After a series of labour rallies, the local government of Jakarta has raised the minimum wage by 40% to 2.2 million rupiah (6,930 baht) per month. The Indonesian Employers Association (Apindo) complained bitterly, saying the average in Jakarta was now 5-17% higher than what businesses must pay elsewhere in the country.
Myanmar continues its emergence on the global stage with two noteworthy events coming up this year. The World Economic Forum on East Asia: Courageous Transformation and Integration, is scheduled on June 5-7. It will be the first time that decision-makers from industries, governments, academia and civil society from around the world gather for a major international meeting in Yangon.

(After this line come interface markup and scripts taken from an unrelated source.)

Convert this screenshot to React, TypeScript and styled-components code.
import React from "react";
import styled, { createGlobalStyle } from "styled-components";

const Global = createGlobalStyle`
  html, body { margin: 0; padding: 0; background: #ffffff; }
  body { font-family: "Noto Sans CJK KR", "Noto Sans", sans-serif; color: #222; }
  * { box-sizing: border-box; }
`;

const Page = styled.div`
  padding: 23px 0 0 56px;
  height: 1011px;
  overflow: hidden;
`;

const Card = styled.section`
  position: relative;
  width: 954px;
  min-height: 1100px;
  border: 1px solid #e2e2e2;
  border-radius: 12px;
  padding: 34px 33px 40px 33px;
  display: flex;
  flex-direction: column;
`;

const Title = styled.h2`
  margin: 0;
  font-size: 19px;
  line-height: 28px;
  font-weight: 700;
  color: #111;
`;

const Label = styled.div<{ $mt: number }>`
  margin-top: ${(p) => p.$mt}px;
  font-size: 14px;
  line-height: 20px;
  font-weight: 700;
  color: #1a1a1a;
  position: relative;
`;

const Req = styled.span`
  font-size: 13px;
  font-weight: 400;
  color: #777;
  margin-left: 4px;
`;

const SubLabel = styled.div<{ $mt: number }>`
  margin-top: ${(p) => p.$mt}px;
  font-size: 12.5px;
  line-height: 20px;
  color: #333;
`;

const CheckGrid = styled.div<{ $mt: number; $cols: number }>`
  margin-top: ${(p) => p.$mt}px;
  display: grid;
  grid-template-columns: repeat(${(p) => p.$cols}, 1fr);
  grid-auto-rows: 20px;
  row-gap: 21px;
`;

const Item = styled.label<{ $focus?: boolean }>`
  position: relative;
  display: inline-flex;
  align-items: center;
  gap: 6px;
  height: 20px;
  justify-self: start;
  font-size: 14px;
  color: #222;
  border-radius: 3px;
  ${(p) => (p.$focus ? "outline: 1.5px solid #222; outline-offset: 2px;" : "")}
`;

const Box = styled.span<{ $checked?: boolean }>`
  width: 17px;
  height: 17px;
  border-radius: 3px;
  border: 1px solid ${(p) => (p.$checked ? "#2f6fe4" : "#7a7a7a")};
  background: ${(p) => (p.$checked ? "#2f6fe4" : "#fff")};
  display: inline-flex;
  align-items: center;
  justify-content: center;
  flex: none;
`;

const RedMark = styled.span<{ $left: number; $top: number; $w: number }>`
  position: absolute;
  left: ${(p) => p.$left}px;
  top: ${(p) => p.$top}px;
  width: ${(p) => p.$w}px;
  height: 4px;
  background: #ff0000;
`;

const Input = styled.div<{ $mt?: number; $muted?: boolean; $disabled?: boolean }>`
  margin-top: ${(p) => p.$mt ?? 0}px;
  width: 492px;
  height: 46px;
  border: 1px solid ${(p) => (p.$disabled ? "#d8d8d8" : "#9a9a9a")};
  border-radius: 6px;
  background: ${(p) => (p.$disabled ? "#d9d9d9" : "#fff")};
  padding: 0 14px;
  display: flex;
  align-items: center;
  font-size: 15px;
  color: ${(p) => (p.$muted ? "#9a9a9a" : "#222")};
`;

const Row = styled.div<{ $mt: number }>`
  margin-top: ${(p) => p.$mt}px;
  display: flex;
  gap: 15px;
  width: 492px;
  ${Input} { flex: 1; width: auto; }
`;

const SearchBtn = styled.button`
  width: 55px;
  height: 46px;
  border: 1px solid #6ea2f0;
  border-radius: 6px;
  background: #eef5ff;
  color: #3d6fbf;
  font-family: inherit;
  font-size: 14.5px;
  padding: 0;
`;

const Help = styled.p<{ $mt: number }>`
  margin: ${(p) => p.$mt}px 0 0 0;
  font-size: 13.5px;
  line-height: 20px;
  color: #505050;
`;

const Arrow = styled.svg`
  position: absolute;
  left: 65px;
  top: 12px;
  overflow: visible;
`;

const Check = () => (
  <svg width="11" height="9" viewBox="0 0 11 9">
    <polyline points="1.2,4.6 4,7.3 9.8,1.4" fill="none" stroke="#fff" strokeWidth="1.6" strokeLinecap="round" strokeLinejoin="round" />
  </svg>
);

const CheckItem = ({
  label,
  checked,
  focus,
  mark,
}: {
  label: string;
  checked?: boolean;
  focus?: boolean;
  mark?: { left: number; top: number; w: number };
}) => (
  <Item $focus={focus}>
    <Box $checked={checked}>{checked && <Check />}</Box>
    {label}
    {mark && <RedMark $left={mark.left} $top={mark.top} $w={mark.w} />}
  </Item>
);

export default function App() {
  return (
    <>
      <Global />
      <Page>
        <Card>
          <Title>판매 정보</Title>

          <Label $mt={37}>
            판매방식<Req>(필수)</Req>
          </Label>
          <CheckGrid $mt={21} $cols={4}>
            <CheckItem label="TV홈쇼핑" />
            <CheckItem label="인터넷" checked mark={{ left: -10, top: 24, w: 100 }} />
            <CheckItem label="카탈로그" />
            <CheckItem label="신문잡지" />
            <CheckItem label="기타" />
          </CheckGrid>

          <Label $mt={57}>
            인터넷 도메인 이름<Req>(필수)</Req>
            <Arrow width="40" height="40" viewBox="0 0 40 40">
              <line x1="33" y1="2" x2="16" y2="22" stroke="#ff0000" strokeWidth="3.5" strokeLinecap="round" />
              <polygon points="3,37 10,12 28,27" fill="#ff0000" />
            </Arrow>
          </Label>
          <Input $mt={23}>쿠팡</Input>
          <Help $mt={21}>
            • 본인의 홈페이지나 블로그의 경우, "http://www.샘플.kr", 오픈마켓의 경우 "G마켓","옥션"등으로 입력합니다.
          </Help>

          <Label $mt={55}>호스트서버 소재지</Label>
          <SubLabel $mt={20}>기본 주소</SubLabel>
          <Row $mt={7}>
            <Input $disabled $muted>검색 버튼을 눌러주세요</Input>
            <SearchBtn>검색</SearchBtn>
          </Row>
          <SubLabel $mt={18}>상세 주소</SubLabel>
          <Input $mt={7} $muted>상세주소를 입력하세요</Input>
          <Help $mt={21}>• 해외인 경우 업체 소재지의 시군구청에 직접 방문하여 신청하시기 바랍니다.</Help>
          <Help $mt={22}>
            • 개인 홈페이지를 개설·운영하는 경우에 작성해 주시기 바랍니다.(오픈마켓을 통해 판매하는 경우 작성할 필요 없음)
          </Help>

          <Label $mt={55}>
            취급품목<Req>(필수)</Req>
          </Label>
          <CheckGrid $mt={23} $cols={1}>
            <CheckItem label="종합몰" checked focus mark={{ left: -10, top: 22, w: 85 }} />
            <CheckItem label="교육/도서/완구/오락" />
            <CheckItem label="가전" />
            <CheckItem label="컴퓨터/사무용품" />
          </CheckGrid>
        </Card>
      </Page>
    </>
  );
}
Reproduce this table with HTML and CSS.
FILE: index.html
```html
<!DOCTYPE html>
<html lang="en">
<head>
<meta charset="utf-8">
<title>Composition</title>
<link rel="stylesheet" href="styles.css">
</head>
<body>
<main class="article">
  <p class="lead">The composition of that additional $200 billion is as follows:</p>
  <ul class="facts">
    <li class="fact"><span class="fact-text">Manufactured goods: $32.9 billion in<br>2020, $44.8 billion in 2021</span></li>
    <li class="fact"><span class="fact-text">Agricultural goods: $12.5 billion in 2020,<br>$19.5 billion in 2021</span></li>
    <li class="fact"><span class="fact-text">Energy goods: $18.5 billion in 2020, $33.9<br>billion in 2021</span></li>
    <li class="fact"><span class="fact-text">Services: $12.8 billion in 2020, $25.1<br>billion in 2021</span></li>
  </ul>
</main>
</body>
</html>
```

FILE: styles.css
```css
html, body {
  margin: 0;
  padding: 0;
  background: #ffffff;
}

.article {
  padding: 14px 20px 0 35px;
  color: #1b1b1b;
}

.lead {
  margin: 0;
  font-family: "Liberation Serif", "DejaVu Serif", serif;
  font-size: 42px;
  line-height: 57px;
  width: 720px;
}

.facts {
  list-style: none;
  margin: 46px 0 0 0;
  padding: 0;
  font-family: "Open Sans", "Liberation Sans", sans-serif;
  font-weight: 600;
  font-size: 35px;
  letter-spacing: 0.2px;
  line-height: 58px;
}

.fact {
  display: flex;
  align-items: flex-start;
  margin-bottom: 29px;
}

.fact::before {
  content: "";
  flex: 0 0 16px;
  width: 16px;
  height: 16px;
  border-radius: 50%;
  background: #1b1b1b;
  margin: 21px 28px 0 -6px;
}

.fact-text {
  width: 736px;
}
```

The second major event will be the 27th Southeast Asian Games (SEA Games), from Dec 11-22 in Nay Pyi Taw, Yangon and Mandalay. The country has held Asean’s biggest sporting event twice before — way back in 1961 and 1969. The government has guaranteed that athletes and officials will not face accommodation problems as there will be enough hotels. That guarantee could be hard to keep given the boom in tourism and the resulting room shortage.
The economy between 2013 and 2017 is expected to grow more than 6% a year on average, helped by the reforms that have been building since 2010. The new Foreign Investment Law approved in November 2012 is expected to be a big help, if regulations are passed and followed to match the liberal spirit of the law.
Sultan Haji Hassanal Bolkiah
The sultanate takes over the chairmanship of Asean and will host the Asean Summit in October, along with numerous ministerial and related meetings. Brunei expects the construction of its new airport to be completed by October to accommodate all delegates. The sultanate is looking forward to using the Asean chairmanship, its fourth, as a mediator in meetings among the 10 countries.